───── DATA SECTION

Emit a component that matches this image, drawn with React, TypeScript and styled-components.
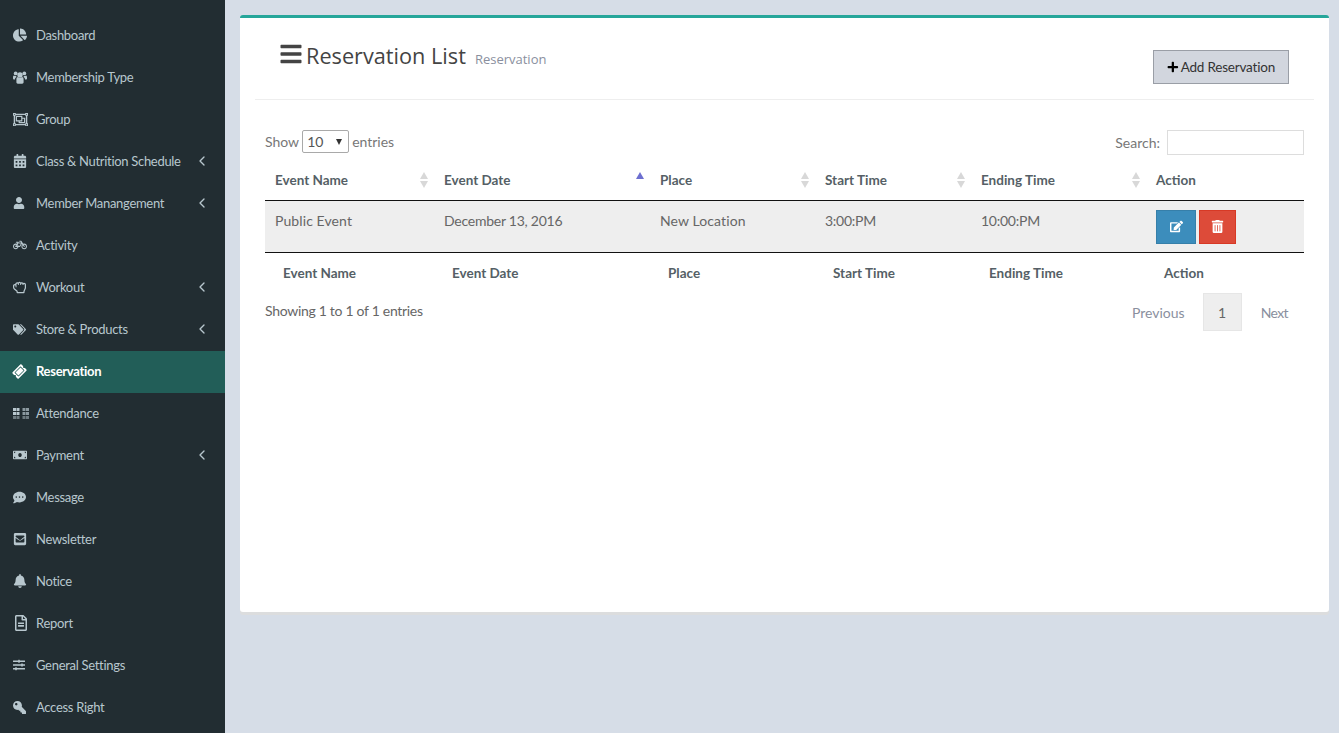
import React, { FC, ReactNode } from 'react';
import styled, { createGlobalStyle } from 'styled-components';
import { ChevronLeft } from 'lucide-react';
import {
	FaBars,
	FaBell,
	FaBicycle,
	FaCalendarAlt,
	FaChartPie,
	FaCommentDots,
	FaEdit,
	FaEnvelopeSquare,
	FaKey,
	FaMoneyBill,
	FaPlus,
	FaRegFileAlt,
	FaRegHandRock,
	FaRegObjectGroup,
	FaSlidersH,
	FaTags,
	FaTicketAlt,
	FaTrashAlt,
	FaUser,
} from 'react-icons/fa';

const UsersIcon: FC = () => (
	<svg width="14" height="13" viewBox="0 0 14 13" fill="currentColor">
		<circle cx="7" cy="4" r="2.7" />
		<circle cx="2.700" cy="2.400" r="1.900" />
		<circle cx="11.300" cy="2.400" r="1.900" />
		<path d="M3.400 8.400c0-1.500.7-2.200 1.400-2.300.6.500 1.400.8 2.200.8s1.600-.3 2.200-.8c.7.100 1.400.8 1.400 2.300v2.900c0 .9-.6 1.400-1.400 1.400H4.800c-.8 0-1.400-.5-1.400-1.400z" />
		<path d="M0 6.400c0-1.300.3-1.900 1-2 .5.500 1.100.7 1.700.7h.5c-.1.400.1.800.3 1.100-1 .3-1.500 1.200-1.600 2.400H.9C.3 8.600 0 8.200 0 7.600z" />
		<path d="M14 6.400c0-1.300-.3-1.900-1-2-.5.500-1.100.7-1.700.7h-.5c.1.400-.1.800-.3 1.100 1 .3 1.500 1.200 1.600 2.400h1c.6 0 .9-.4.900-1z" />
	</svg>
);

const AttendanceIcon: FC = () => (
	<svg width="16" height="11" viewBox="0 0 16 11" fill="currentColor">
		<path d="M0 0h3v3H0zM3.500 0h3v3h-3zM0 4h3v3H0zM3.500 4h3v3h-3z" />
		<path d="M9.500 0h3v3h-3zM13 0h3v3h-3zM9.500 4h3v3h-3zM13 4h3v3h-3z" opacity=".7" />
		<path d="M0 8h3v3H0zM3.500 8h3v3h-3zM9.500 8h3v3h-3zM13 8h3v3h-3z" opacity=".5" />
	</svg>
);

type NavEntry = { label: string; icon: ReactNode; size: number; sub?: boolean; active?: boolean };

const navEntries: NavEntry[] = [
	{ label: 'Dashboard', icon: <FaChartPie />, size: 14 },
	{ label: 'Membership Type', icon: <UsersIcon />, size: 14 },
	{ label: 'Group', icon: <FaRegObjectGroup />, size: 15 },
	{ label: 'Class & Nutrition Schedule', icon: <FaCalendarAlt />, size: 14 },
	{ label: 'Member Manangement', icon: <FaUser />, size: 12 },
	{ label: 'Activity', icon: <FaBicycle />, size: 14 },
	{ label: 'Workout', icon: <FaRegHandRock />, size: 13 },
	{ label: 'Store & Products', icon: <FaTags />, size: 13 },
	{ label: 'Reservation', icon: <FaTicketAlt />, size: 13, active: true },
	{ label: 'Attendance', icon: <AttendanceIcon />, size: 14 },
	{ label: 'Payment', icon: <FaMoneyBill />, size: 14 },
	{ label: 'Message', icon: <FaCommentDots />, size: 13 },
	{ label: 'Newsletter', icon: <FaEnvelopeSquare />, size: 14 },
	{ label: 'Notice', icon: <FaBell />, size: 14 },
	{ label: 'Report', icon: <FaRegFileAlt />, size: 16 },
	{ label: 'General Settings', icon: <FaSlidersH />, size: 12 },
	{ label: 'Access Right', icon: <FaKey />, size: 13 },
];

const hasSubmenu = ['Class & Nutrition Schedule', 'Member Manangement', 'Workout', 'Store & Products', 'Payment'];
const columns = ['Event Name', 'Event Date', 'Place', 'Start Time', 'Ending Time', 'Action'];
const columnWidths = [169, 216, 165, 156, 175, 158];

const App: FC = () => (
	<>
		<GlobalStyle />
		<Page>
			<Sidebar>
				{navEntries.map((entry) => (
					<NavItem key={entry.label} $active={entry.active}>
						<NavIcon $size={entry.size} $tilt={entry.active} $flip={entry.label === 'Access Right'}>
							{entry.icon}
						</NavIcon>
						<NavLabel>{entry.label}</NavLabel>
						{hasSubmenu.includes(entry.label) && <ChevronLeft size={16} strokeWidth={2} />}
					</NavItem>
				))}
			</Sidebar>

			<Main>
				<Card>
					<CardHeader>
						<Title>
							<FaBars />
							<TitleText>Reservation List</TitleText>
							<TitleSub>Reservation</TitleSub>
						</Title>
						<AddButton>
							<FaPlus />
							Add Reservation
						</AddButton>
					</CardHeader>

					<CardBody>
						<Controls>
							<ControlLabel $lift>
								Show
								<PageSize>
									<span>10</span>
									<i />
								</PageSize>
								entries
							</ControlLabel>
							<ControlLabel>
								Search:
								<SearchInput />
							</ControlLabel>
						</Controls>

						<Table>
							<colgroup>
								{columnWidths.map((width, i) => (
									<col key={i} width={width} />
								))}
							</colgroup>
							<thead>
								<tr>
									{columns.map((column, i) => (
										<HeadCell key={column}>
											{column}
											{i < 5 && <SortArrows $sorted={i === 1} />}
										</HeadCell>
									))}
								</tr>
							</thead>
							<tbody>
								<BodyRow>
									<BodyCell>Public Event</BodyCell>
									<BodyCell $tight>December 13, 2016</BodyCell>
									<BodyCell>New Location</BodyCell>
									<BodyCell $tight>3:00:PM</BodyCell>
									<BodyCell $tight>10:00:PM</BodyCell>
									<BodyCell>
										<ActionButton $color="#3c8dbc" $border="#367fa9">
											<FaEdit />
										</ActionButton>
										<ActionButton $color="#dd4b39" $border="#d73925">
											<FaTrashAlt />
										</ActionButton>
									</BodyCell>
								</BodyRow>
							</tbody>
							<tfoot>
								<tr>
									{columns.map((column) => (
										<FootCell key={column}>{column}</FootCell>
									))}
								</tr>
							</tfoot>
						</Table>

						<TableFooter>
							<InfoText>Showing 1 to 1 of 1 entries</InfoText>
							<Pagination>
								<PageLink>Previous</PageLink>
								<PageCurrent>1</PageCurrent>
								<PageLink>Next</PageLink>
							</Pagination>
						</TableFooter>
					</CardBody>
				</Card>
			</Main>
		</Page>
	</>
);

export default App;

const GlobalStyle = createGlobalStyle`
	html, body {
		margin: 0;
		height: 100%;
		overflow: hidden;
		background: #d6dde7;
		font-family: 'Lato', 'Noto Sans', sans-serif;
	}
`;

const Page = styled.div`
	display: flex;
	height: 733px;
`;

const Sidebar = styled.nav`
	flex: 0 0 225px;
	box-sizing: border-box;
	padding-top: 15px;
	background: #222d32;
`;

const NavItem = styled.div<{ $active?: boolean }>`
	display: flex;
	align-items: center;
	height: 42px;
	padding: 0 15px 2px 13px;
	box-sizing: border-box;
	font-size: 13px;
	letter-spacing: -0.3px;
	font-weight: ${(p) => (p.$active ? 700 : 400)};
	color: ${(p) => (p.$active ? '#ffffff' : '#b8c7ce')};
	background: ${(p) => (p.$active ? '#225e58' : 'transparent')};
`;

const NavIcon = styled.span<{ $size: number; $tilt?: boolean; $flip?: boolean }>`
	display: flex;
	align-items: center;
	flex: 0 0 23px;
	font-size: ${(p) => p.$size}px;

	svg {
		transform: ${(p) => (p.$tilt ? 'rotate(-45deg)' : p.$flip ? 'scaleX(-1)' : 'none')};
	}
`;

const NavLabel = styled.span`
	flex: 1;
`;

const Main = styled.main`
	flex: 1;
	padding: 15px 10px 0 15px;
`;

const Card = styled.section`
	box-sizing: border-box;
	height: 597px;
	padding: 0 15px;
	background: #ffffff;
	border-top: 3px solid #26a69a;
	border-radius: 3px;
	box-shadow: 0 3px 0 #dcddde;
`;

const CardHeader = styled.header`
	display: flex;
	justify-content: space-between;
	box-sizing: border-box;
	height: 82px;
	padding: 0 25px;
	border-bottom: 1px solid #eeeeee;
`;

const Title = styled.div`
	display: flex;
	align-items: baseline;
	padding-top: 23px;
	color: #444444;

	svg {
		align-self: flex-start;
		margin: 1px 0 0 -1px;
		font-size: 24px;
	}
`;

const TitleText = styled.span`
	margin-left: 3px;
	font-family: 'Open Sans', sans-serif;
	font-size: 21.7px;
`;

const TitleSub = styled.span`
	margin-left: 9px;
	font-family: 'Open Sans', sans-serif;
	font-size: 13px;
	color: #8a8f9e;
`;

const AddButton = styled.button`
	display: flex;
	align-items: center;
	gap: 2px;
	align-self: flex-start;
	box-sizing: border-box;
	width: 136px;
	height: 34px;
	margin-top: 32px;
	padding: 0 13px;
	white-space: nowrap;
	font-family: inherit;
	font-size: 13.5px;
	letter-spacing: -0.2px;
	color: #333333;
	background: #d2d6de;
	border: 1px solid #9a9ea6;

	svg {
		font-size: 12px;
		color: #000000;
	}
`;

const CardBody = styled.div`
	padding: 0 10px;
`;

const Controls = styled.div`
	display: flex;
	justify-content: space-between;
	align-items: center;
	height: 25px;
	margin-top: 30px;
`;

const ControlLabel = styled.div<{ $lift?: boolean }>`
	display: flex;
	align-items: center;
	gap: 3px;
	padding-bottom: ${(p) => (p.$lift ? '2px' : '0')};
	font-size: 14px;
	color: #777777;
`;

const PageSize = styled.div`
	display: flex;
	justify-content: space-between;
	align-items: center;
	box-sizing: border-box;
	width: 47px;
	height: 23px;
	padding: 0 6px 0 4px;
	color: #555555;
	border: 1px solid #a9a9a9;
	border-radius: 2px;

	i {
		border-top: 6px solid #333333;
		border-left: 3px solid transparent;
		border-right: 3px solid transparent;
	}
`;

const SearchInput = styled.div`
	box-sizing: border-box;
	width: 137px;
	height: 25px;
	margin-left: 4px;
	border: 1px solid #dddddd;
`;

const Table = styled.table`
	width: 1039px;
	margin-top: 5px;
	table-layout: fixed;
	border-collapse: collapse;
`;

const HeadCell = styled.th`
	position: relative;
	box-sizing: border-box;
	height: 40px;
	padding: 0 10px;
	text-align: left;
	font-size: 13.5px;
	font-weight: 700;
	color: #555f66;
	border-bottom: 1px solid #111111;
`;

const SortArrows = styled.span<{ $sorted?: boolean }>`
	position: absolute;
	right: 10px;
	top: 12px;
	width: 0;
	height: 16px;

	&::before,
	&::after {
		content: '';
		position: absolute;
		left: -4px;
		border-left: 4px solid transparent;
		border-right: 4px solid transparent;
	}

	&::before {
		top: 0;
		border-bottom: 7px solid ${(p) => (p.$sorted ? '#6d6fd0' : '#d8d8d8')};
	}

	&::after {
		bottom: 0;
		border-top: 7px solid ${(p) => (p.$sorted ? 'transparent' : '#d8d8d8')};
	}
`;

const BodyRow = styled.tr`
	background: #eeeeee;
`;

const BodyCell = styled.td<{ $tight?: boolean }>`
	box-sizing: border-box;
	height: 52px;
	padding: 8px 10px 0;
	vertical-align: top;
	font-size: 14px;
	line-height: 24px;
	letter-spacing: ${(p) => (p.$tight ? '-0.25px' : '0.1px')};
	color: #666666;
	border-bottom: 1px solid #111111;
`;

const ActionButton = styled.button<{ $color: string; $border: string }>`
	display: inline-flex;
	justify-content: center;
	align-items: center;
	box-sizing: border-box;
	width: 40px;
	height: 34px;
	margin-top: 1px;
	margin-right: 3px;
	padding: 0;
	font-size: 13px;
	color: #ffffff;
	background: ${(p) => p.$color};
	border: 1px solid ${(p) => p.$border};

	& + & {
		width: 37px;
	}
`;

const FootCell = styled.td`
	box-sizing: border-box;
	height: 41px;
	padding: 1px 18px 0;
	font-size: 13.5px;
	font-weight: 700;
	color: #555f66;
`;

const TableFooter = styled.div`
	display: flex;
	justify-content: space-between;
	align-items: flex-start;
`;

const InfoText = styled.div`
	margin-top: 9px;
	font-size: 14px;
	letter-spacing: -0.3px;
	color: #666666;
`;

const Pagination = styled.div`
	display: flex;
	align-items: center;
`;

const PageLink = styled.span`
	padding: 0 18px;
	font-size: 14px;
	color: #8a8f9e;

	&:last-child {
		padding: 0 16px 0 19px;
		letter-spacing: -0.6px;
	}
`;

const PageCurrent = styled.span`
	display: flex;
	justify-content: center;
	align-items: center;
	box-sizing: border-box;
	width: 39px;
	height: 38px;
	font-size: 14px;
	color: #666666;
	background: #eeeeee;
	border: 1px solid #e6e6e6;
`;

──────────

EXERCISE PROMPT:
Pictures stay out. Print the data exactly, from its first line through the line containing "string; icon: ReactNode;".

CORRECT ANSWER:
Emit a component that matches this image, drawn with React, TypeScript and styled-components.
import React, { FC, ReactNode } from 'react';
import styled, { createGlobalStyle } from 'styled-components';
import { ChevronLeft } from 'lucide-react';
import {
	FaBars,
	FaBell,
	FaBicycle,
	FaCalendarAlt,
	FaChartPie,
	FaCommentDots,
	FaEdit,
	FaEnvelopeSquare,
	FaKey,
	FaMoneyBill,
	FaPlus,
	FaRegFileAlt,
	FaRegHandRock,
	FaRegObjectGroup,
	FaSlidersH,
	FaTags,
	FaTicketAlt,
	FaTrashAlt,
	FaUser,
} from 'react-icons/fa';

const UsersIcon: FC = () => (
	<svg width="14" height="13" viewBox="0 0 14 13" fill="currentColor">
		<circle cx="7" cy="4" r="2.7" />
		<circle cx="2.700" cy="2.400" r="1.900" />
		<circle cx="11.300" cy="2.400" r="1.900" />
		<path d="M3.400 8.400c0-1.500.7-2.200 1.400-2.300.6.500 1.400.8 2.200.8s1.600-.3 2.200-.8c.7.100 1.400.8 1.400 2.300v2.900c0 .9-.6 1.400-1.400 1.400H4.800c-.8 0-1.400-.5-1.400-1.400z" />
		<path d="M0 6.400c0-1.300.3-1.900 1-2 .5.500 1.100.7 1.700.7h.5c-.1.400.1.800.3 1.100-1 .3-1.500 1.200-1.600 2.400H.9C.3 8.600 0 8.200 0 7.600z" />
		<path d="M14 6.400c0-1.300-.3-1.900-1-2-.5.500-1.100.7-1.700.7h-.5c.1.400-.1.800-.3 1.100 1 .3 1.500 1.200 1.600 2.400h1c.6 0 .9-.4.900-1z" />
	</svg>
);

const AttendanceIcon: FC = () => (
	<svg width="16" height="11" viewBox="0 0 16 11" fill="currentColor">
		<path d="M0 0h3v3H0zM3.500 0h3v3h-3zM0 4h3v3H0zM3.500 4h3v3h-3z" />
		<path d="M9.500 0h3v3h-3zM13 0h3v3h-3zM9.500 4h3v3h-3zM13 4h3v3h-3z" opacity=".7" />
		<path d="M0 8h3v3H0zM3.500 8h3v3h-3zM9.500 8h3v3h-3zM13 8h3v3h-3z" opacity=".5" />
	</svg>
);

type NavEntry = { label: string; icon: ReactNode; size: number; sub?: boolean; active?: boolean };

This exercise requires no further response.